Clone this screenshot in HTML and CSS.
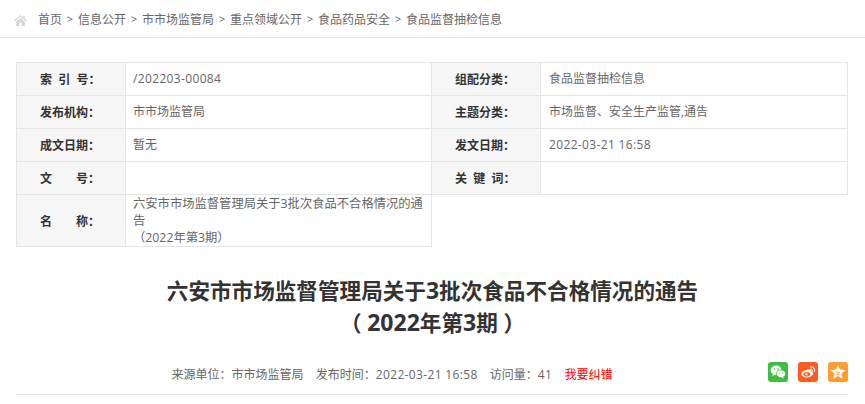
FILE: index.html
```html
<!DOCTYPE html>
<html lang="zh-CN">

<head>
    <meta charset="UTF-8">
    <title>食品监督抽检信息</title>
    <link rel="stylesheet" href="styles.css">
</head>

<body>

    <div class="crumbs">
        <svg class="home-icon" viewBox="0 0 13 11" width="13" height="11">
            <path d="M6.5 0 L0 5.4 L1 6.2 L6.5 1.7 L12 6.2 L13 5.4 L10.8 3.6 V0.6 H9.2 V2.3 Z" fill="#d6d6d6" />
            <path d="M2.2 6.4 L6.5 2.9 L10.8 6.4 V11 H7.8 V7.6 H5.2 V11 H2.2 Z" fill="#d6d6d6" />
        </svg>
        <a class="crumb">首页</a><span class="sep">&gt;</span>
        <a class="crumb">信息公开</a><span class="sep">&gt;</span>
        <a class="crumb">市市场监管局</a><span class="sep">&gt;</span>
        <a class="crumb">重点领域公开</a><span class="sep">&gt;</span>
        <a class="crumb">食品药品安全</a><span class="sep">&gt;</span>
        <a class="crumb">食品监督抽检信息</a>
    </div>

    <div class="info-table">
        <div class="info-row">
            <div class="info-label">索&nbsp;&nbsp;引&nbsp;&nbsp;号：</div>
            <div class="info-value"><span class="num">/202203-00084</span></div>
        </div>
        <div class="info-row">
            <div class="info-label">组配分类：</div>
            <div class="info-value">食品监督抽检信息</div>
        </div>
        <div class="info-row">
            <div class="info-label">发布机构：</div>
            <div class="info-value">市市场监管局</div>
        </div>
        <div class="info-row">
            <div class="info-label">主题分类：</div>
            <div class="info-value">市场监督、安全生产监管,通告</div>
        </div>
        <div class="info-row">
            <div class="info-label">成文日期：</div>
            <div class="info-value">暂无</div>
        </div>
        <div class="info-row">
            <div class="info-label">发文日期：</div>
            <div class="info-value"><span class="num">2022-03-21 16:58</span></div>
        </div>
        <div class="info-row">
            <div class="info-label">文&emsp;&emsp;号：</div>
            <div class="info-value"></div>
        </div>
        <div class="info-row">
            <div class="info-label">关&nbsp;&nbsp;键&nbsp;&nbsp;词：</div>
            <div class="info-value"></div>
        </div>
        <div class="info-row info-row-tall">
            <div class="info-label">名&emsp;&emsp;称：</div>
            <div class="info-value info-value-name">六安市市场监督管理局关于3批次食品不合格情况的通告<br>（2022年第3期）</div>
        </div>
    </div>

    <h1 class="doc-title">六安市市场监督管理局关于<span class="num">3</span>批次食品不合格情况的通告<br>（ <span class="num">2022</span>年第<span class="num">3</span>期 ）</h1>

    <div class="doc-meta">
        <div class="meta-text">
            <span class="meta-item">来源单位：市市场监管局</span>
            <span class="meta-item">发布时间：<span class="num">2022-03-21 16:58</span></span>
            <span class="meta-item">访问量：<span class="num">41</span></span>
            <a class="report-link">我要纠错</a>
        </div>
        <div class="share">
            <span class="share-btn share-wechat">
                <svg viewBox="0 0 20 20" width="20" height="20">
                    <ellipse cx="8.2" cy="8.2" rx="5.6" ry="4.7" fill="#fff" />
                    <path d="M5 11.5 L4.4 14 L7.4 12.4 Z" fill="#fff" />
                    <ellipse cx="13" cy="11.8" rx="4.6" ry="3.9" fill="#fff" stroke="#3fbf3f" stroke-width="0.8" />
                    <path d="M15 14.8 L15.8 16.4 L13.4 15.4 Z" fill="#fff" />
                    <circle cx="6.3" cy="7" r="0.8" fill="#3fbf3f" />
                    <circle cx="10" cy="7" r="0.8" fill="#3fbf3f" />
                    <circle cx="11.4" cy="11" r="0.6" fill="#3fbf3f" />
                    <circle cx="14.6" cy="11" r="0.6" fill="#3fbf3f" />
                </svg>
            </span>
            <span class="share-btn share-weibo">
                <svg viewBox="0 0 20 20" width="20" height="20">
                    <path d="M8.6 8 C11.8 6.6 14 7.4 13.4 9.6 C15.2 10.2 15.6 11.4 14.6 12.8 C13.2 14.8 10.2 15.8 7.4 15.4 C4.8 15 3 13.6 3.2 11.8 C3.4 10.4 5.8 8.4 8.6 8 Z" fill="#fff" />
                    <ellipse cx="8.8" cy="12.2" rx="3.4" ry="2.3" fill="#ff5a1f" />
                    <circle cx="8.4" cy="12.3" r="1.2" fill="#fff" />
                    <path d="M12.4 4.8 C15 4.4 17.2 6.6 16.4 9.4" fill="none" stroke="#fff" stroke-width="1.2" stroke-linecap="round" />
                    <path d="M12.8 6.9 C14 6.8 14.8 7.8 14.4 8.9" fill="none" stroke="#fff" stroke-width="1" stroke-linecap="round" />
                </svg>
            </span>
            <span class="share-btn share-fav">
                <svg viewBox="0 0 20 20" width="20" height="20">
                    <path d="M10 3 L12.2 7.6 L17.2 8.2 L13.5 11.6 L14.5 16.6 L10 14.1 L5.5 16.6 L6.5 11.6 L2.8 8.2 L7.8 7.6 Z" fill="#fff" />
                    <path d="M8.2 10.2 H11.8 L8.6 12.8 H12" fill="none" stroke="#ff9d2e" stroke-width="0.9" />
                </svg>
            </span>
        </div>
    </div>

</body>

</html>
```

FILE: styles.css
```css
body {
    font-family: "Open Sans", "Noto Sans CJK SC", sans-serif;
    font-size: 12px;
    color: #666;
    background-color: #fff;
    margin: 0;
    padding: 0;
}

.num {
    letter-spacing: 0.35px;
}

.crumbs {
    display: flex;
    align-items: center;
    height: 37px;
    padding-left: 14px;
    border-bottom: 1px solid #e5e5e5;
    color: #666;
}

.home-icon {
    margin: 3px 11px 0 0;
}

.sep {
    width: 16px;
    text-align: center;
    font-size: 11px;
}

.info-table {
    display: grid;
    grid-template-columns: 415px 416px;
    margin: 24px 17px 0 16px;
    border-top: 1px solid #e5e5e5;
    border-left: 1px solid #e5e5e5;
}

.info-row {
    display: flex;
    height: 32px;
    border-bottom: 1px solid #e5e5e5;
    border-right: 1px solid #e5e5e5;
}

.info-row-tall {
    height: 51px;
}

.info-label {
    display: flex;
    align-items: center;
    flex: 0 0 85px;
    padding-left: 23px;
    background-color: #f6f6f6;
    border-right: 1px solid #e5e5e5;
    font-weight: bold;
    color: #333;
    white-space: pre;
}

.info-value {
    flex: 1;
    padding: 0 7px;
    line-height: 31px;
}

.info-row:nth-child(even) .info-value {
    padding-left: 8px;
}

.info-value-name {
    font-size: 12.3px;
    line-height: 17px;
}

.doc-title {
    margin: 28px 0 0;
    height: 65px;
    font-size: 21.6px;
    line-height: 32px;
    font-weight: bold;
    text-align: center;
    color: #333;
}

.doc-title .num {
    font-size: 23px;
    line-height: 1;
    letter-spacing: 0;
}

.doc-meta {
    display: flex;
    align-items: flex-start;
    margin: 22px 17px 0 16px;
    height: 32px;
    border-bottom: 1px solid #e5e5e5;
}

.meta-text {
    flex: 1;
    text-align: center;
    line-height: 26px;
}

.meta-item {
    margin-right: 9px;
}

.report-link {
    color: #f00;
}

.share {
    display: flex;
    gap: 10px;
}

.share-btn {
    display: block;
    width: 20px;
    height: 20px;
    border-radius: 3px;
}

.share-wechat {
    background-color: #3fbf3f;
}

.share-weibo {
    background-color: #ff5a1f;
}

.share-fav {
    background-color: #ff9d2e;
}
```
◆ ◆ ◆
_EXERCISE TASK_
Write the full listing out again with every line unchanged, but include no pictures.

_FINISHED TASK_
Clone this screenshot in HTML and CSS.
FILE: index.html
```html
<!DOCTYPE html>
<html lang="zh-CN">

<head>
    <meta charset="UTF-8">
    <title>食品监督抽检信息</title>
    <link rel="stylesheet" href="styles.css">
</head>

<body>

    <div class="crumbs">
        <svg class="home-icon" viewBox="0 0 13 11" width="13" height="11">
            <path d="M6.5 0 L0 5.4 L1 6.2 L6.5 1.7 L12 6.2 L13 5.4 L10.8 3.6 V0.6 H9.2 V2.3 Z" fill="#d6d6d6" />
            <path d="M2.2 6.4 L6.5 2.9 L10.8 6.4 V11 H7.8 V7.6 H5.2 V11 H2.2 Z" fill="#d6d6d6" />
        </svg>
        <a class="crumb">首页</a><span class="sep">&gt;</span>
        <a class="crumb">信息公开</a><span class="sep">&gt;</span>
        <a class="crumb">市市场监管局</a><span class="sep">&gt;</span>
        <a class="crumb">重点领域公开</a><span class="sep">&gt;</span>
        <a class="crumb">食品药品安全</a><span class="sep">&gt;</span>
        <a class="crumb">食品监督抽检信息</a>
    </div>

    <div class="info-table">
        <div class="info-row">
            <div class="info-label">索&nbsp;&nbsp;引&nbsp;&nbsp;号：</div>
            <div class="info-value"><span class="num">/202203-00084</span></div>
        </div>
        <div class="info-row">
            <div class="info-label">组配分类：</div>
            <div class="info-value">食品监督抽检信息</div>
        </div>
        <div class="info-row">
            <div class="info-label">发布机构：</div>
            <div class="info-value">市市场监管局</div>
        </div>
        <div class="info-row">
            <div class="info-label">主题分类：</div>
            <div class="info-value">市场监督、安全生产监管,通告</div>
        </div>
        <div class="info-row">
            <div class="info-label">成文日期：</div>
            <div class="info-value">暂无</div>
        </div>
        <div class="info-row">
            <div class="info-label">发文日期：</div>
            <div class="info-value"><span class="num">2022-03-21 16:58</span></div>
        </div>
        <div class="info-row">
            <div class="info-label">文&emsp;&emsp;号：</div>
            <div class="info-value"></div>
        </div>
        <div class="info-row">
            <div class="info-label">关&nbsp;&nbsp;键&nbsp;&nbsp;词：</div>
            <div class="info-value"></div>
        </div>
        <div class="info-row info-row-tall">
            <div class="info-label">名&emsp;&emsp;称：</div>
            <div class="info-value info-value-name">六安市市场监督管理局关于3批次食品不合格情况的通告<br>（2022年第3期）</div>
        </div>
    </div>

    <h1 class="doc-title">六安市市场监督管理局关于<span class="num">3</span>批次食品不合格情况的通告<br>（ <span class="num">2022</span>年第<span class="num">3</span>期 ）</h1>

    <div class="doc-meta">
        <div class="meta-text">
            <span class="meta-item">来源单位：市市场监管局</span>
            <span class="meta-item">发布时间：<span class="num">2022-03-21 16:58</span></span>
            <span class="meta-item">访问量：<span class="num">41</span></span>
            <a class="report-link">我要纠错</a>
        </div>
        <div class="share">
            <span class="share-btn share-wechat">
                <svg viewBox="0 0 20 20" width="20" height="20">
                    <ellipse cx="8.2" cy="8.2" rx="5.6" ry="4.7" fill="#fff" />
                    <path d="M5 11.5 L4.4 14 L7.4 12.4 Z" fill="#fff" />
                    <ellipse cx="13" cy="11.8" rx="4.6" ry="3.9" fill="#fff" stroke="#3fbf3f" stroke-width="0.8" />
                    <path d="M15 14.8 L15.8 16.4 L13.4 15.4 Z" fill="#fff" />
                    <circle cx="6.3" cy="7" r="0.8" fill="#3fbf3f" />
                    <circle cx="10" cy="7" r="0.8" fill="#3fbf3f" />
                    <circle cx="11.4" cy="11" r="0.6" fill="#3fbf3f" />
                    <circle cx="14.6" cy="11" r="0.6" fill="#3fbf3f" />
                </svg>
            </span>
            <span class="share-btn share-weibo">
                <svg viewBox="0 0 20 20" width="20" height="20">
                    <path d="M8.6 8 C11.8 6.6 14 7.4 13.4 9.6 C15.2 10.2 15.6 11.4 14.6 12.8 C13.2 14.8 10.2 15.8 7.4 15.4 C4.8 15 3 13.6 3.2 11.8 C3.4 10.4 5.8 8.4 8.6 8 Z" fill="#fff" />
                    <ellipse cx="8.8" cy="12.2" rx="3.4" ry="2.3" fill="#ff5a1f" />
                    <circle cx="8.4" cy="12.3" r="1.2" fill="#fff" />
                    <path d="M12.4 4.8 C15 4.4 17.2 6.6 16.4 9.4" fill="none" stroke="#fff" stroke-width="1.2" stroke-linecap="round" />
                    <path d="M12.8 6.9 C14 6.8 14.8 7.8 14.4 8.9" fill="none" stroke="#fff" stroke-width="1" stroke-linecap="round" />
                </svg>
            </span>
            <span class="share-btn share-fav">
                <svg viewBox="0 0 20 20" width="20" height="20">
                    <path d="M10 3 L12.2 7.6 L17.2 8.2 L13.5 11.6 L14.5 16.6 L10 14.1 L5.5 16.6 L6.5 11.6 L2.8 8.2 L7.8 7.6 Z" fill="#fff" />
                    <path d="M8.2 10.2 H11.8 L8.6 12.8 H12" fill="none" stroke="#ff9d2e" stroke-width="0.9" />
                </svg>
            </span>
        </div>
    </div>

</body>

</html>
```

FILE: styles.css
```css
body {
    font-family: "Open Sans", "Noto Sans CJK SC", sans-serif;
    font-size: 12px;
    color: #666;
    background-color: #fff;
    margin: 0;
    padding: 0;
}

.num {
    letter-spacing: 0.35px;
}

.crumbs {
    display: flex;
    align-items: center;
    height: 37px;
    padding-left: 14px;
    border-bottom: 1px solid #e5e5e5;
    color: #666;
}

.home-icon {
    margin: 3px 11px 0 0;
}

.sep {
    width: 16px;
    text-align: center;
    font-size: 11px;
}

.info-table {
    display: grid;
    grid-template-columns: 415px 416px;
    margin: 24px 17px 0 16px;
    border-top: 1px solid #e5e5e5;
    border-left: 1px solid #e5e5e5;
}

.info-row {
    display: flex;
    height: 32px;
    border-bottom: 1px solid #e5e5e5;
    border-right: 1px solid #e5e5e5;
}

.info-row-tall {
    height: 51px;
}

.info-label {
    display: flex;
    align-items: center;
    flex: 0 0 85px;
    padding-left: 23px;
    background-color: #f6f6f6;
    border-right: 1px solid #e5e5e5;
    font-weight: bold;
    color: #333;
    white-space: pre;
}

.info-value {
    flex: 1;
    padding: 0 7px;
    line-height: 31px;
}

.info-row:nth-child(even) .info-value {
    padding-left: 8px;
}

.info-value-name {
    font-size: 12.3px;
    line-height: 17px;
}

.doc-title {
    margin: 28px 0 0;
    height: 65px;
    font-size: 21.6px;
    line-height: 32px;
    font-weight: bold;
    text-align: center;
    color: #333;
}

.doc-title .num {
    font-size: 23px;
    line-height: 1;
    letter-spacing: 0;
}

.doc-meta {
    display: flex;
    align-items: flex-start;
    margin: 22px 17px 0 16px;
    height: 32px;
    border-bottom: 1px solid #e5e5e5;
}

.meta-text {
    flex: 1;
    text-align: center;
    line-height: 26px;
}

.meta-item {
    margin-right: 9px;
}

.report-link {
    color: #f00;
}

.share {
    display: flex;
    gap: 10px;
}

.share-btn {
    display: block;
    width: 20px;
    height: 20px;
    border-radius: 3px;
}

.share-wechat {
    background-color: #3fbf3f;
}

.share-weibo {
    background-color: #ff5a1f;
}

.share-fav {
    background-color: #ff9d2e;
}
```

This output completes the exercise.